* [What is needed]: Give only the number of lines where "styles" occurs.
---+---
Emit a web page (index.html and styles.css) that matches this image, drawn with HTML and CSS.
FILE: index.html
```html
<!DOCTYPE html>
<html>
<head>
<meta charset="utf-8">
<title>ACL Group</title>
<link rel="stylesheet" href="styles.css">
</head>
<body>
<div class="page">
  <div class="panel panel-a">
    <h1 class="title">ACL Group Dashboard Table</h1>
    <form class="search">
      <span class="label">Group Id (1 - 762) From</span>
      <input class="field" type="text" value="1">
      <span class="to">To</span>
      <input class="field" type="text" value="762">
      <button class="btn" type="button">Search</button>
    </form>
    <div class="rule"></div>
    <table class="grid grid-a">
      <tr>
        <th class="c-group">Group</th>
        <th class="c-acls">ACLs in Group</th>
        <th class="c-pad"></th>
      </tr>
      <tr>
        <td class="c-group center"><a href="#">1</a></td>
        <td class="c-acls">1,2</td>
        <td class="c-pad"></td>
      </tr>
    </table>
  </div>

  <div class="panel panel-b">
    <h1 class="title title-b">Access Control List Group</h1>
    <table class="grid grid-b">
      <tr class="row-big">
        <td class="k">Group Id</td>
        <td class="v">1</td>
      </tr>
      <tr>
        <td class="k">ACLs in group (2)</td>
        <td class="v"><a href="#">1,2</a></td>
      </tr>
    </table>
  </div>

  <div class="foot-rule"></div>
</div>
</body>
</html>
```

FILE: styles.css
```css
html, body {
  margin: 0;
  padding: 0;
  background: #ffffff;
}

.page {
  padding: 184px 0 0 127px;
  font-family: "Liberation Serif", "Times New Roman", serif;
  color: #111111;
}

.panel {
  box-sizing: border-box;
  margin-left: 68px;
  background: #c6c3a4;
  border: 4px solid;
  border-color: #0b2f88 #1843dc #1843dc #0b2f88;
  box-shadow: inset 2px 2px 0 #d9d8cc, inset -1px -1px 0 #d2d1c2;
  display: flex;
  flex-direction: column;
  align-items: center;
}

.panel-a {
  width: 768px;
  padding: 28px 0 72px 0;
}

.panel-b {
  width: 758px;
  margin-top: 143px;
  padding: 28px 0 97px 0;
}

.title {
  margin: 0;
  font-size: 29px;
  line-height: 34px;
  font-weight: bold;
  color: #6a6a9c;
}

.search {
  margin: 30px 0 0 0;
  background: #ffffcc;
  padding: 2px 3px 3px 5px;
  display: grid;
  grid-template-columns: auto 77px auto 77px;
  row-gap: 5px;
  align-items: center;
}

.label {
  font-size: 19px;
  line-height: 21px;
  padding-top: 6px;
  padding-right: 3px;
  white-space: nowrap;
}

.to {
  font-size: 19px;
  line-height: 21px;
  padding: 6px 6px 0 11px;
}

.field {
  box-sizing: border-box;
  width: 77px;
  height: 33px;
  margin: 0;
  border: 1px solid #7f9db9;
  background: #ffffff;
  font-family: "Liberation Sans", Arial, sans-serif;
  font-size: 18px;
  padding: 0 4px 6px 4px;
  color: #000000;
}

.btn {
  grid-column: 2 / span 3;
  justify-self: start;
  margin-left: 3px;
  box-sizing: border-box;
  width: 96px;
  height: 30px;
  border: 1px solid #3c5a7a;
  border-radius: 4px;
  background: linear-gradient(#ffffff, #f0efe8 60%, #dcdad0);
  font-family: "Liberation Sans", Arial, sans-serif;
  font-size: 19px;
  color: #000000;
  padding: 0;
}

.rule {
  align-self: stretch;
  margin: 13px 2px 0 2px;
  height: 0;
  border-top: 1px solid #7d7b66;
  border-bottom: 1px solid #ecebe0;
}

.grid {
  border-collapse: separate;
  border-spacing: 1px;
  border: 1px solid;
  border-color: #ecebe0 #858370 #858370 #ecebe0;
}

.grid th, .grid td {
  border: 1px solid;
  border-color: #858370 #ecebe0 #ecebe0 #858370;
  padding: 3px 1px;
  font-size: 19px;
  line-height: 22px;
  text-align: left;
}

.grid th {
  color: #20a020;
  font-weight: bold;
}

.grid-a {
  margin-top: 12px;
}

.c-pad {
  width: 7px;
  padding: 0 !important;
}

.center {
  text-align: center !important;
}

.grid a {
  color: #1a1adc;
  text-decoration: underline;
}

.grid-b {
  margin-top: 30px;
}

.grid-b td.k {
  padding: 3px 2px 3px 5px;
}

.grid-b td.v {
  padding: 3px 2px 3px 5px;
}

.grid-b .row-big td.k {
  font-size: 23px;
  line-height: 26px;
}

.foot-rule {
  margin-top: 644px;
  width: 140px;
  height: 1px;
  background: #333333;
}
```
---+---
* [Result of this exercise]: 3